Mechanistic study of dry reforming of ethane by CO2 on a bimetallic PtNi(111) model surface

Abstract

Ethane (CH₃CH₃), one of the primary components of shale gas, is an attractive candidate for the production of syngas (CO + H₂) and ethylene (CH₂CH₂) via the selective C–C and C–H bond cleavage, respectively. Understanding the origin of the selective conversion is essential to the design of a good catalyst for CH₃CH₃ activation. Herein, we combined density functional theory (DFT) calculations with kinetic Monte Carlo (KMC) simulations to shed light on the mechanism of the oxidative C–H and C–C bond cleavage of CH₃CH₃ on a PtNi(111) model catalyst using CO₂ as an oxidant, where the estimated selectivity is in good agreement with the experimental results on PtNi nanoparticles supported on CeO₂. Our calculations show that PtNi is selective to CO via direct CO₂ dissociation and the oxidative C–C bond scission of CH₃CH₃via the oxygenated (*C₂H_yO) intermediates.

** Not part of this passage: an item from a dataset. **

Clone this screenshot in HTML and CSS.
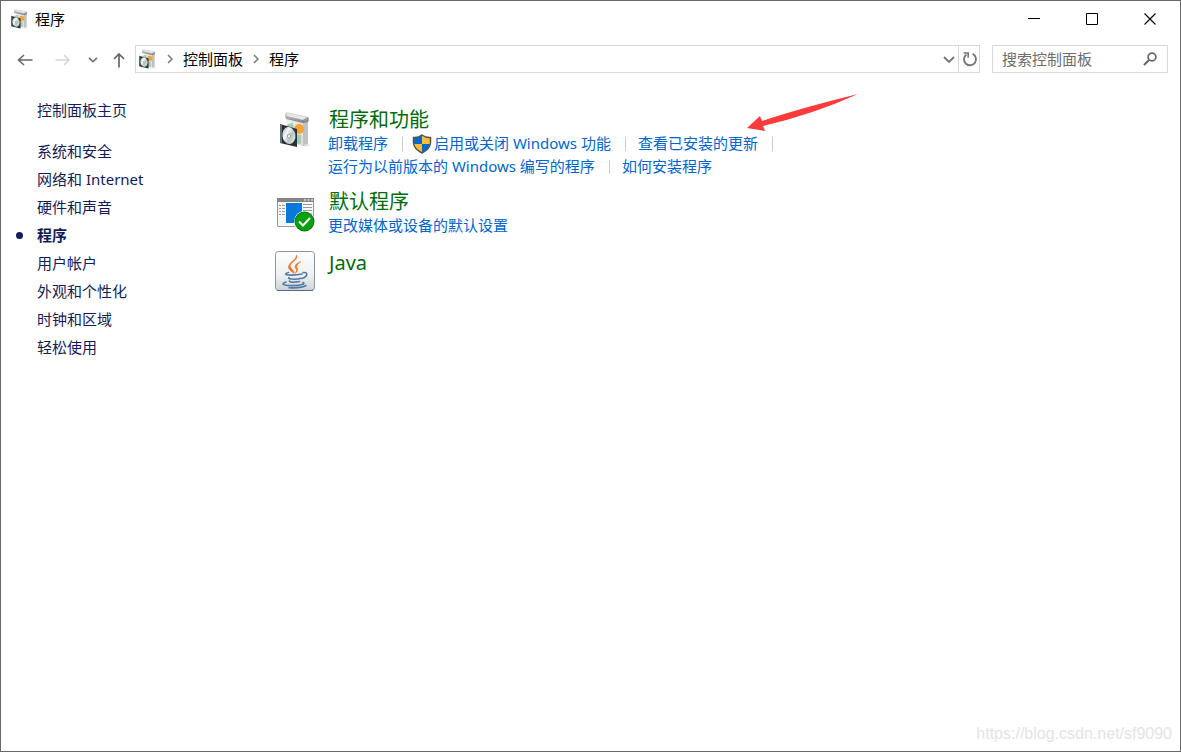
FILE: index.html
```html
<!DOCTYPE html>
<html lang="zh-CN">
<head>
<meta charset="utf-8">
<title>程序</title>
<link rel="stylesheet" href="styles.css">
</head>
<body>
<svg class="defs" aria-hidden="true">
  <defs>
    <linearGradient id="disc" x1="0" y1="0" x2="1" y2="1"><stop offset="0" stop-color="#a9b3b3"/><stop offset=".35" stop-color="#f6f8f8"/><stop offset=".6" stop-color="#bcc5c4"/><stop offset="1" stop-color="#eef1f0"/></linearGradient>
    <linearGradient id="box" x1="0" y1="0" x2="1" y2="0"><stop offset="0" stop-color="#f4f4f4"/><stop offset="1" stop-color="#dcdddd"/></linearGradient>
    <linearGradient id="lid" x1="0" y1="0" x2="0" y2="1"><stop offset="0" stop-color="#e2e2e3"/><stop offset="1" stop-color="#77797b"/></linearGradient>
    <linearGradient id="tile" x1="0" y1="0" x2="0" y2="1"><stop offset="0" stop-color="#fdfdfd"/><stop offset=".6" stop-color="#eff1f2"/><stop offset="1" stop-color="#cdd3d9"/></linearGradient>
    <symbol id="programs" viewBox="0 0 32 36">
      <path d="M6 5 23 9V34L6 30Z" fill="url(#box)"/>
      <path d="M23 9 28 8V32L23 34Z" fill="#bfc1c2"/>
      <path d="M25 32 31 33 24 35Z" fill="#dedede"/>
      <path d="M5 4Q5 1 7 0L28 5Q30 7 28 10L23 11 6 7Z" fill="url(#lid)"/>
      <path d="M7 1 27 5 23 8 7 4Z" fill="#e6e6e7"/>
      <path d="M13 11Q6 11 6 17L14 20Z" fill="#a5cbb2"/>
      <circle cx="19" cy="17" r="5" fill="#f5a535"/>
      <path d="M11 22 21 23V32L13 31Z" fill="#a5cbb2"/>
      <path d="M0 12 17 17V35L0 31Z" fill="#28323a"/>
      <path d="M0 12 2 13V31L0 31Z" fill="#65717a"/>
      <ellipse cx="9" cy="23.500" rx="6.500" ry="8.500" fill="url(#disc)" transform="rotate(-8 9 24)"/>
      <ellipse cx="9" cy="24" rx="2" ry="2.500" fill="#9aa4a8"/>
      <ellipse cx="9" cy="24" rx="1" ry="1.500" fill="#f7f8f8"/>
    </symbol>
  </defs>
</svg>
<div class="window">
  <header class="titlebar">
    <svg class="icon-small"><use href="#programs"/></svg>
    <h1 class="title">程序</h1>
    <div class="controls">
      <button class="control" aria-label="最小化"><svg width="12" height="12"><path d="M0 5.500H12" stroke="#000"/></svg></button>
      <button class="control" aria-label="最大化"><svg width="12" height="12"><path d="M.5.5H11.500V11.500H.5Z" stroke="#000" fill="none"/></svg></button>
      <button class="control" aria-label="关闭"><svg width="12" height="12"><path d="M.5.5 11.500 11.500M11.500.5.5 11.500" stroke="#000" stroke-width="1.100"/></svg></button>
    </div>
  </header>
  <nav class="navbar" aria-label="导航">
    <div class="history">
      <button class="nav-button" aria-label="后退"><svg width="16" height="12"><path d="M15.500 6H1.500M7 1 1.500 6 7 11" fill="none" stroke="#666" stroke-width="1.600"/></svg></button>
      <button class="nav-button" aria-label="前进" disabled><svg width="16" height="12"><path d="M.5 6H14M9 1 14 6 9 11" fill="none" stroke="#d6d6d6" stroke-width="1.600"/></svg></button>
      <button class="nav-button recent" aria-label="最近"><svg width="10" height="6"><path d="M1 .8 5 4.600 9 .8" fill="none" stroke="#777" stroke-width="1.700"/></svg></button>
      <button class="nav-button up" aria-label="向上"><svg width="12" height="16"><path d="M6 15.500V2M1 7 6 2 11 7" fill="none" stroke="#666" stroke-width="1.700"/></svg></button>
    </div>
    <div class="address">
      <svg class="icon-small"><use href="#programs"/></svg>
      <svg class="chevron" width="6" height="10"><path d="M1 1 5 5 1 9" fill="none" stroke="#777" stroke-width="1.500"/></svg>
      <a class="crumb" href="#">控制面板</a>
      <svg class="chevron" width="6" height="10"><path d="M1 1 5 5 1 9" fill="none" stroke="#777" stroke-width="1.500"/></svg>
      <a class="crumb" href="#">程序</a>
      <button class="drop" aria-label="历史地址"><svg width="12" height="8"><path d="M1 1 6 6 11 1" fill="none" stroke="#777" stroke-width="1.900"/></svg></button>
      <button class="refresh" aria-label="刷新"><svg width="16" height="16"><path d="M10.600 2.900A6 6 0 1 1 4.300 3.600" fill="none" stroke="#777" stroke-width="1.900"/><path d="M1.500 2H6.200V6.700" fill="none" stroke="#777" stroke-width="1.700"/></svg></button>
    </div>
    <label class="search">
      <input class="search-input" type="search" placeholder="搜索控制面板" aria-label="搜索控制面板">
      <svg width="14" height="14"><circle cx="9" cy="5" r="3.900" fill="none" stroke="#666" stroke-width="1.700"/><path d="M6.100 8 1 13" stroke="#666" stroke-width="2.100"/></svg>
    </label>
  </nav>
  <div class="body">
    <aside class="sidebar">
      <a class="side-link home" href="#">控制面板主页</a>
      <a class="side-link" href="#">系统和安全</a>
      <a class="side-link" href="#">网络和 Internet</a>
      <a class="side-link" href="#">硬件和声音</a>
      <a class="side-link current" href="#" aria-current="page">程序</a>
      <a class="side-link" href="#">用户帐户</a>
      <a class="side-link" href="#">外观和个性化</a>
      <a class="side-link" href="#">时钟和区域</a>
      <a class="side-link" href="#">轻松使用</a>
    </aside>
    <main class="content">
      <section class="category">
        <div class="picture"><svg width="32" height="36"><use href="#programs"/></svg></div>
        <div class="details">
          <h2 class="heading"><a href="#">程序和功能</a></h2>
          <ul class="tasks">
            <li class="task divided"><a href="#">卸载程序</a></li>
            <li class="task divided">
              <svg class="shield" width="20" height="20" viewBox="0 0 20 20"><defs><clipPath id="shield-clip"><path d="M10 1Q6 4 2 3.500V9Q2 15 10 19Q18 15 18 9V3.500Q14 4 10 1Z"/></clipPath></defs><g clip-path="url(#shield-clip)"><path d="M0 0H10V10H0ZM10 10H20V20H10Z" fill="#0868c9"/><path d="M10 0H20V10H10ZM0 10H10V20H0Z" fill="#fdbd38"/></g><path d="M10 1Q6 4 1.500 3.500V9Q2 15 10 19Q18 15 18.500 9V3.500Q14 4 10 1Z" fill="none" stroke="#505458" stroke-width="1.500"/></svg>
              <a href="#">启用或关闭 Windows 功能</a>
            </li>
            <li class="task divided">
              <a href="#">查看已安装的更新</a>
              <svg class="arrow" width="114" height="40" aria-hidden="true"><path d="M1 36 14 24 16 29Q55 16 112 2Q68 22 17 34L19 39Z" fill="#fb3b3a"/></svg>
            </li>
            <li class="task divided"><a href="#">运行为以前版本的 Windows 编写的程序</a></li>
            <li class="task"><a href="#">如何安装程序</a></li>
          </ul>
        </div>
      </section>
      <section class="category">
        <div class="picture picture-low"><svg width="38" height="34" viewBox="0 0 38 34"><path d="M.5.5H36.500V28.500H.5Z" fill="#f7f7f7" stroke="#999"/><path d="M0 0H37V4H0Z" fill="#858585"/><path d="M27 2H29M30.500 2H32.500M34 2H36" stroke="#fff"/><path d="M2 7.500H8M2 10.500H8M2 13.500H8M2 16.500H8" stroke="#999" stroke-dasharray="2 1 3 0"/><path d="M9 5H25V25H9Z" fill="#0878d9"/><path d="M26 6.500H35M26 9.500H35M26 12.500H35M26 15.500H35" stroke="#999"/><circle cx="27.500" cy="23.500" r="10.500" fill="#fff"/><circle cx="27.500" cy="23.500" r="10" fill="#087d13"/><circle cx="27.500" cy="23.500" r="9" fill="#0aa00d"/><path d="M22 23.500 26 27.500 33 20" fill="none" stroke="#fff" stroke-width="2"/></svg></div>
        <div class="details">
          <h2 class="heading"><a href="#">默认程序</a></h2>
          <ul class="tasks"><li class="task"><a href="#">更改媒体或设备的默认设置</a></li></ul>
        </div>
      </section>
      <section class="category">
        <div class="picture picture-flush"><svg width="40" height="40" viewBox="0 0 40 40"><rect x=".5" y=".5" width="39" height="39" rx="3" fill="url(#tile)" stroke="#8995a2"/><path d="M2 39.500H38" stroke="#536b84"/><path d="M21.500 4C24.500 9 13.500 12 15.500 16C17 19 20 20 19 22.500C16 20 12 18 14 14C16 10 21 9 21.500 4ZM26 10.500C20 13 19 15 21 18C22 20 21 21 20 22.500C25 19 21.500 17 21.700 15.500Q22 13 26 10.500Z" fill="#e8752c" stroke="#e8752c" stroke-width=".5"/><g fill="none" stroke="#527a9f" stroke-width="1.600" stroke-linecap="round"><path d="M13.500 21.500Q8 23 13 24Q21 24.500 27 23M28 21.500Q33 21 31.500 24.500Q30 27 27 27.500M14 26.500Q12.500 28 19 28.200Q23 28 26 27.200M14.500 30Q15 32.200 24.500 30.500M11 31Q4 33.500 13 34.500Q24 35 28.500 33Q29.500 32 28 31.500M14 36.700Q26 37.500 31 34.500"/></g></svg></div>
        <div class="details"><h2 class="heading"><a href="#">Java</a></h2></div>
      </section>
    </main>
  </div>
  <footer class="watermark">https://blog.csdn.net/sf9090</footer>
</div>
</body>
</html>
```

FILE: styles.css
```css
* { box-sizing: border-box; }
body {
  margin: 0;
  font: 15px/20px "Noto Sans", "Noto Sans CJK SC", sans-serif;
  color: #000;
  background: #fff;
}
a { color: inherit; text-decoration: none; }
a:hover { text-decoration: underline; }
button { padding: 0; border: 0; background: none; font: inherit; }
svg { display: block; flex: none; }
.defs { position: absolute; width: 0; height: 0; }

.window {
  display: flex;
  flex-direction: column;
  min-height: 100vh;
  border: 1px solid #6b6869;
}
.titlebar { display: flex; align-items: center; height: 36px; padding: 0 1px 0 10px; }
.title { margin: 0 0 0 6px; font-size: 15px; font-weight: 400; }
.icon-small { width: 18px; height: 20px; }
.controls { display: flex; margin-left: auto; }
.control { display: flex; align-items: center; justify-content: center; width: 58px; height: 36px; }

.navbar { display: flex; align-items: center; gap: 12px; padding: 8px 12px 0 16px; }
.history { display: flex; align-items: center; width: 106px; padding-top: 2px; }
.nav-button { display: flex; align-items: center; }
.nav-button + .nav-button { margin-left: 22px; }
.nav-button + .recent { margin-left: 17px; }
.nav-button + .up { margin-left: 15px; }
.address {
  display: flex;
  align-items: center;
  flex: 1;
  height: 28px;
  padding-left: 3px;
  border: 1px solid #d9d9d9;
}
.chevron { margin: 0 10px; }
.crumb { white-space: nowrap; }
.drop { margin-left: auto; padding: 2px 3px 0; }
.refresh { display: flex; align-items: center; height: 26px; padding: 0 1px 0 3px; border-left: 1px solid #d9d9d9; }
.search {
  display: flex;
  align-items: center;
  width: 176px;
  height: 28px;
  padding: 0 10px 0 9px;
  border: 1px solid #d9d9d9;
}
.search-input { flex: 1; min-width: 0; padding: 0; border: 0; outline: 0; font: inherit; color: #6d6d6d; background: none; }
.search-input::placeholder { color: #6d6d6d; opacity: 1; }

.body { display: flex; flex: 1; padding-top: 23px; }
.sidebar { display: flex; flex-direction: column; width: 274px; padding: 0 12px 0 36px; color: #151c55; line-height: 28px; }
.home { margin-bottom: 13px; }
.current { display: flex; align-items: center; font-weight: 700; }
.current::before { content: ""; width: 7px; height: 7px; margin: 0 14px 0 -21px; border-radius: 50%; background: #151c55; }

.content { display: flex; flex: 1; flex-direction: column; gap: 12px; min-width: 0; padding-top: 12px; }
.category { display: flex; gap: 13px; min-height: 49px; }
.picture { display: flex; justify-content: center; flex: none; width: 40px; padding: 4px 0 0 2px; }
.picture-low { padding-top: 8px; }
.picture-flush { padding: 0; }
.heading { margin: 0; padding-left: 1px; font-size: 20px; font-weight: 400; line-height: 24px; color: #006b0c; }
.tasks { display: flex; flex-wrap: wrap; max-width: 460px; margin: 0; padding: 0; list-style: none; line-height: 23px; color: #0066cc; }
.task { display: flex; align-items: center; position: relative; white-space: nowrap; }
.divided::after { content: ""; width: 1px; height: 14px; margin: 0 12px 0 14px; background: #ccc; }
.shield { margin: 0 2px 0 -3px; }
.arrow { position: absolute; left: 108px; bottom: 23px; }
.watermark { align-self: flex-end; padding: 0 8px 7px; font: 16px/20px "Liberation Sans", Arial, sans-serif; color: #e4e4e4; }
```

By comparison the CH₂CH₂ selectivity via the selective C–H bond scission of *CH₃CH₃ is much lower. The kinetic analysis suggests that the selectivity of PtNi toward syngas can be enhanced by facilitating the formation of key *C₂H_yO intermediates, while the selectivity toward CH₂CH₂ is promoted mainly by accelerating the C–H bond scission of *CH₃CH₂ to produce *CH₂CH₂.